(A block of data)

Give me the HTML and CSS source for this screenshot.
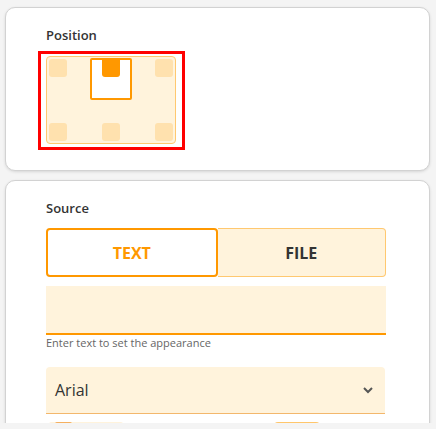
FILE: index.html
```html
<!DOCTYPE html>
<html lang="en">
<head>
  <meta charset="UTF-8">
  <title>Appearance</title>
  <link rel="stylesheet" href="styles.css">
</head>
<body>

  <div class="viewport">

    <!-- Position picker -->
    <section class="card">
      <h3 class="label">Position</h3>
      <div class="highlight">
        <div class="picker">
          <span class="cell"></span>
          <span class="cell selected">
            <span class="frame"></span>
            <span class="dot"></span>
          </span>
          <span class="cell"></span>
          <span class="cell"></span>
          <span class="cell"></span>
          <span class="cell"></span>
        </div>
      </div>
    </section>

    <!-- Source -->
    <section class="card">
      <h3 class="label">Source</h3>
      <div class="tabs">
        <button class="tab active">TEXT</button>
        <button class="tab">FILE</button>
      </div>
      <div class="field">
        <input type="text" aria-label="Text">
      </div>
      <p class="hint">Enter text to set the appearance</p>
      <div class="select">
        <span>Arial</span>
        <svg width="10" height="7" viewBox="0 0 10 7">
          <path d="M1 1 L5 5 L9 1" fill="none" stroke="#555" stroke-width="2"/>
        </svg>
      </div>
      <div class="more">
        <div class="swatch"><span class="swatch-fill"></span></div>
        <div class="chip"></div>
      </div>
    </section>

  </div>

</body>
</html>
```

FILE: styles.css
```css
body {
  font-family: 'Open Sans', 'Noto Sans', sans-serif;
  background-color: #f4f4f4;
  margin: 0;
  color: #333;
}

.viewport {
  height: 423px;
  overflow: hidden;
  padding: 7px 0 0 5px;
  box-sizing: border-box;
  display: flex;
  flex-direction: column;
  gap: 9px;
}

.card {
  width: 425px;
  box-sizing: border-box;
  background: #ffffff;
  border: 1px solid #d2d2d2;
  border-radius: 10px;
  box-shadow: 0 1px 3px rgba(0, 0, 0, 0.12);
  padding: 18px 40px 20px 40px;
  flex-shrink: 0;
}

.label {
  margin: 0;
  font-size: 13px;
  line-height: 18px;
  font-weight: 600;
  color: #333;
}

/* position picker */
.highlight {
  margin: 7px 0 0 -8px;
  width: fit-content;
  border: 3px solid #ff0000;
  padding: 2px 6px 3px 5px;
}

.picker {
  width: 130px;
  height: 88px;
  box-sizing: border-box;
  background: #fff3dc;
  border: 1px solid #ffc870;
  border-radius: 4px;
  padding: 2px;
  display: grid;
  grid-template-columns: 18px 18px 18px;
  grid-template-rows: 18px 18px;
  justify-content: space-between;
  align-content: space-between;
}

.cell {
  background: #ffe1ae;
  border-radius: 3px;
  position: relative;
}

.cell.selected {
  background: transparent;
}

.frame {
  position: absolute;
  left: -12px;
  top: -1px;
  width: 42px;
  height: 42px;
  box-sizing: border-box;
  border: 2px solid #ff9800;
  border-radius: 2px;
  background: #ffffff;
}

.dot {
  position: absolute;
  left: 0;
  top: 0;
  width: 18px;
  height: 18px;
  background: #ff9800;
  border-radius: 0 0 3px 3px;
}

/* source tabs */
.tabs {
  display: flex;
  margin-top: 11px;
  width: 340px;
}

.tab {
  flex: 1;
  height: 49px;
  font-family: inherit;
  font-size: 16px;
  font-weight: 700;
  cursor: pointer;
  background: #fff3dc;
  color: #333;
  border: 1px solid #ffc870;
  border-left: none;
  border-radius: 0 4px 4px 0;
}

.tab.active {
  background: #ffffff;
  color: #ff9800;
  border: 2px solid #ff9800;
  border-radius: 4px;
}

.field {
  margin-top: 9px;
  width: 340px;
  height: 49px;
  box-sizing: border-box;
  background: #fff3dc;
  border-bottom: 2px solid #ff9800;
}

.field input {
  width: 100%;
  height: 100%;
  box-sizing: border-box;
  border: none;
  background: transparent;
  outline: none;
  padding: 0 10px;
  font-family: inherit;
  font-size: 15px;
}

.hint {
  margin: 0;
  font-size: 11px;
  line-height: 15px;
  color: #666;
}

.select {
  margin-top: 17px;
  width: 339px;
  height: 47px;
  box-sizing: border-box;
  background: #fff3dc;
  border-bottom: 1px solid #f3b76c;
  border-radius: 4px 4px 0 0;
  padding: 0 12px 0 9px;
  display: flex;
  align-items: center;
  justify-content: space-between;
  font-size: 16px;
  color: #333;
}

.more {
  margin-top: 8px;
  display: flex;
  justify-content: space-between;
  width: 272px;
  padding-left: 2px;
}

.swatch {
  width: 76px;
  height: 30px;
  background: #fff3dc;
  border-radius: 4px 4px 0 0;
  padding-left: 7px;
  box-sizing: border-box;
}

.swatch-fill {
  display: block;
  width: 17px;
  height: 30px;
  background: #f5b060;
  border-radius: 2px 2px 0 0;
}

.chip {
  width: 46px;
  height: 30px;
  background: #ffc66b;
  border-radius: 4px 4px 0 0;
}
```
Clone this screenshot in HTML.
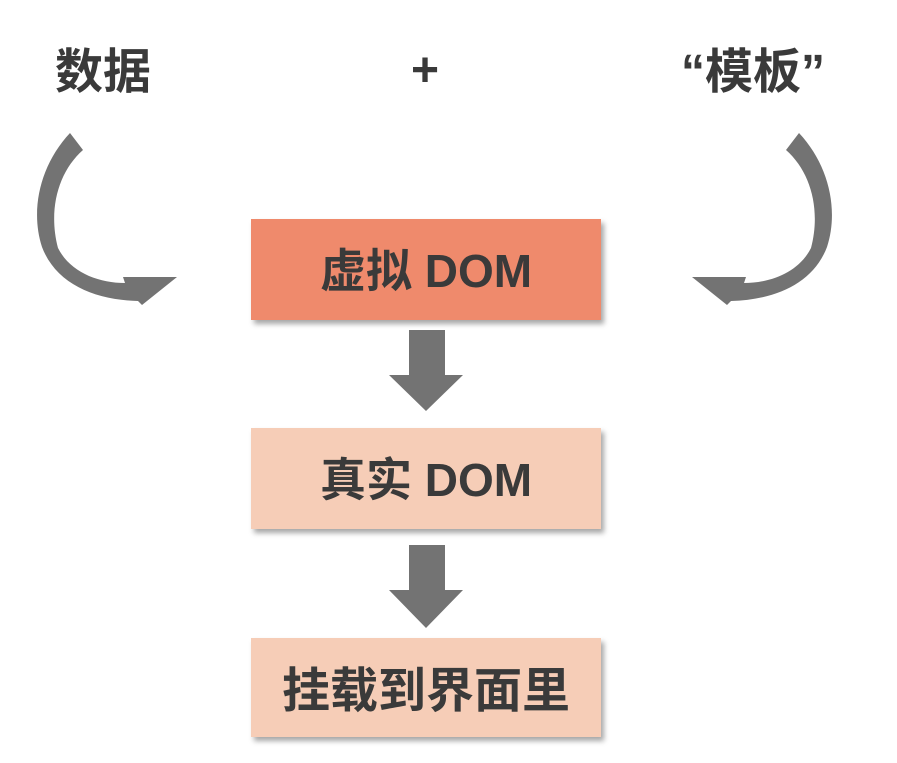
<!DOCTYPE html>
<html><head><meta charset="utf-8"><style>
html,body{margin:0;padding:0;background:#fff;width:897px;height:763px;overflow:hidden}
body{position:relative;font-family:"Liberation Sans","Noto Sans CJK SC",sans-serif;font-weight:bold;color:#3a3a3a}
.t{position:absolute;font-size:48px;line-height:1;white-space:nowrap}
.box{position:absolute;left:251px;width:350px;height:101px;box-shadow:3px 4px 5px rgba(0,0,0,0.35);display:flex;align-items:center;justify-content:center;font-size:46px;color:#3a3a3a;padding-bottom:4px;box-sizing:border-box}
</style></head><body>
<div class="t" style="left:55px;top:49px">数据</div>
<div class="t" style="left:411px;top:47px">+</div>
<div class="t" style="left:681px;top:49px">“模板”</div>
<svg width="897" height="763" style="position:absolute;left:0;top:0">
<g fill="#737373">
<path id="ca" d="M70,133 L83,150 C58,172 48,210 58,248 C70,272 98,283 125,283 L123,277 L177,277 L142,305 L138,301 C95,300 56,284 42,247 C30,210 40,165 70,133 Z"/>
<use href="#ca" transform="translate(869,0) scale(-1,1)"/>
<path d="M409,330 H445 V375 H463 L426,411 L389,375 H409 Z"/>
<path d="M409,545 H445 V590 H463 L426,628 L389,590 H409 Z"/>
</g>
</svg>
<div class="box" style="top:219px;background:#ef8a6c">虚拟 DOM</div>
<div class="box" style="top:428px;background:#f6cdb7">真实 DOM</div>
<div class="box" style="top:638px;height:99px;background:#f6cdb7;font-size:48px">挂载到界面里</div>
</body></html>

What you need to do: Give every record back exactly as it reads, with no images.

Reply to the task:
Give me the HTML and CSS source for this screenshot.
FILE: index.html
```html
<!DOCTYPE html>
<html lang="en">
<head>
  <meta charset="UTF-8">
  <title>Appearance</title>
  <link rel="stylesheet" href="styles.css">
</head>
<body>

  <div class="viewport">

    <!-- Position picker -->
    <section class="card">
      <h3 class="label">Position</h3>
      <div class="highlight">
        <div class="picker">
          <span class="cell"></span>
          <span class="cell selected">
            <span class="frame"></span>
            <span class="dot"></span>
          </span>
          <span class="cell"></span>
          <span class="cell"></span>
          <span class="cell"></span>
          <span class="cell"></span>
        </div>
      </div>
    </section>

    <!-- Source -->
    <section class="card">
      <h3 class="label">Source</h3>
      <div class="tabs">
        <button class="tab active">TEXT</button>
        <button class="tab">FILE</button>
      </div>
      <div class="field">
        <input type="text" aria-label="Text">
      </div>
      <p class="hint">Enter text to set the appearance</p>
      <div class="select">
        <span>Arial</span>
        <svg width="10" height="7" viewBox="0 0 10 7">
          <path d="M1 1 L5 5 L9 1" fill="none" stroke="#555" stroke-width="2"/>
        </svg>
      </div>
      <div class="more">
        <div class="swatch"><span class="swatch-fill"></span></div>
        <div class="chip"></div>
      </div>
    </section>

  </div>

</body>
</html>
```

FILE: styles.css
```css
body {
  font-family: 'Open Sans', 'Noto Sans', sans-serif;
  background-color: #f4f4f4;
  margin: 0;
  color: #333;
}

.viewport {
  height: 423px;
  overflow: hidden;
  padding: 7px 0 0 5px;
  box-sizing: border-box;
  display: flex;
  flex-direction: column;
  gap: 9px;
}

.card {
  width: 425px;
  box-sizing: border-box;
  background: #ffffff;
  border: 1px solid #d2d2d2;
  border-radius: 10px;
  box-shadow: 0 1px 3px rgba(0, 0, 0, 0.12);
  padding: 18px 40px 20px 40px;
  flex-shrink: 0;
}

.label {
  margin: 0;
  font-size: 13px;
  line-height: 18px;
  font-weight: 600;
  color: #333;
}

/* position picker */
.highlight {
  margin: 7px 0 0 -8px;
  width: fit-content;
  border: 3px solid #ff0000;
  padding: 2px 6px 3px 5px;
}

.picker {
  width: 130px;
  height: 88px;
  box-sizing: border-box;
  background: #fff3dc;
  border: 1px solid #ffc870;
  border-radius: 4px;
  padding: 2px;
  display: grid;
  grid-template-columns: 18px 18px 18px;
  grid-template-rows: 18px 18px;
  justify-content: space-between;
  align-content: space-between;
}

.cell {
  background: #ffe1ae;
  border-radius: 3px;
  position: relative;
}

.cell.selected {
  background: transparent;
}

.frame {
  position: absolute;
  left: -12px;
  top: -1px;
  width: 42px;
  height: 42px;
  box-sizing: border-box;
  border: 2px solid #ff9800;
  border-radius: 2px;
  background: #ffffff;
}

.dot {
  position: absolute;
  left: 0;
  top: 0;
  width: 18px;
  height: 18px;
  background: #ff9800;
  border-radius: 0 0 3px 3px;
}

/* source tabs */
.tabs {
  display: flex;
  margin-top: 11px;
  width: 340px;
}

.tab {
  flex: 1;
  height: 49px;
  font-family: inherit;
  font-size: 16px;
  font-weight: 700;
  cursor: pointer;
  background: #fff3dc;
  color: #333;
  border: 1px solid #ffc870;
  border-left: none;
  border-radius: 0 4px 4px 0;
}

.tab.active {
  background: #ffffff;
  color: #ff9800;
  border: 2px solid #ff9800;
  border-radius: 4px;
}

.field {
  margin-top: 9px;
  width: 340px;
  height: 49px;
  box-sizing: border-box;
  background: #fff3dc;
  border-bottom: 2px solid #ff9800;
}

.field input {
  width: 100%;
  height: 100%;
  box-sizing: border-box;
  border: none;
  background: transparent;
  outline: none;
  padding: 0 10px;
  font-family: inherit;
  font-size: 15px;
}

.hint {
  margin: 0;
  font-size: 11px;
  line-height: 15px;
  color: #666;
}

.select {
  margin-top: 17px;
  width: 339px;
  height: 47px;
  box-sizing: border-box;
  background: #fff3dc;
  border-bottom: 1px solid #f3b76c;
  border-radius: 4px 4px 0 0;
  padding: 0 12px 0 9px;
  display: flex;
  align-items: center;
  justify-content: space-between;
  font-size: 16px;
  color: #333;
}

.more {
  margin-top: 8px;
  display: flex;
  justify-content: space-between;
  width: 272px;
  padding-left: 2px;
}

.swatch {
  width: 76px;
  height: 30px;
  background: #fff3dc;
  border-radius: 4px 4px 0 0;
  padding-left: 7px;
  box-sizing: border-box;
}

.swatch-fill {
  display: block;
  width: 17px;
  height: 30px;
  background: #f5b060;
  border-radius: 2px 2px 0 0;
}

.chip {
  width: 46px;
  height: 30px;
  background: #ffc66b;
  border-radius: 4px 4px 0 0;
}
```
Clone this screenshot in HTML.
<!DOCTYPE html>
<html><head><meta charset="utf-8"><style>
html,body{margin:0;padding:0;background:#fff;width:897px;height:763px;overflow:hidden}
body{position:relative;font-family:"Liberation Sans","Noto Sans CJK SC",sans-serif;font-weight:bold;color:#3a3a3a}
.t{position:absolute;font-size:48px;line-height:1;white-space:nowrap}
.box{position:absolute;left:251px;width:350px;height:101px;box-shadow:3px 4px 5px rgba(0,0,0,0.35);display:flex;align-items:center;justify-content:center;font-size:46px;color:#3a3a3a;padding-bottom:4px;box-sizing:border-box}
</style></head><body>
<div class="t" style="left:55px;top:49px">数据</div>
<div class="t" style="left:411px;top:47px">+</div>
<div class="t" style="left:681px;top:49px">“模板”</div>
<svg width="897" height="763" style="position:absolute;left:0;top:0">
<g fill="#737373">
<path id="ca" d="M70,133 L83,150 C58,172 48,210 58,248 C70,272 98,283 125,283 L123,277 L177,277 L142,305 L138,301 C95,300 56,284 42,247 C30,210 40,165 70,133 Z"/>
<use href="#ca" transform="translate(869,0) scale(-1,1)"/>
<path d="M409,330 H445 V375 H463 L426,411 L389,375 H409 Z"/>
<path d="M409,545 H445 V590 H463 L426,628 L389,590 H409 Z"/>
</g>
</svg>
<div class="box" style="top:219px;background:#ef8a6c">虚拟 DOM</div>
<div class="box" style="top:428px;background:#f6cdb7">真实 DOM</div>
<div class="box" style="top:638px;height:99px;background:#f6cdb7;font-size:48px">挂载到界面里</div>
</body></html>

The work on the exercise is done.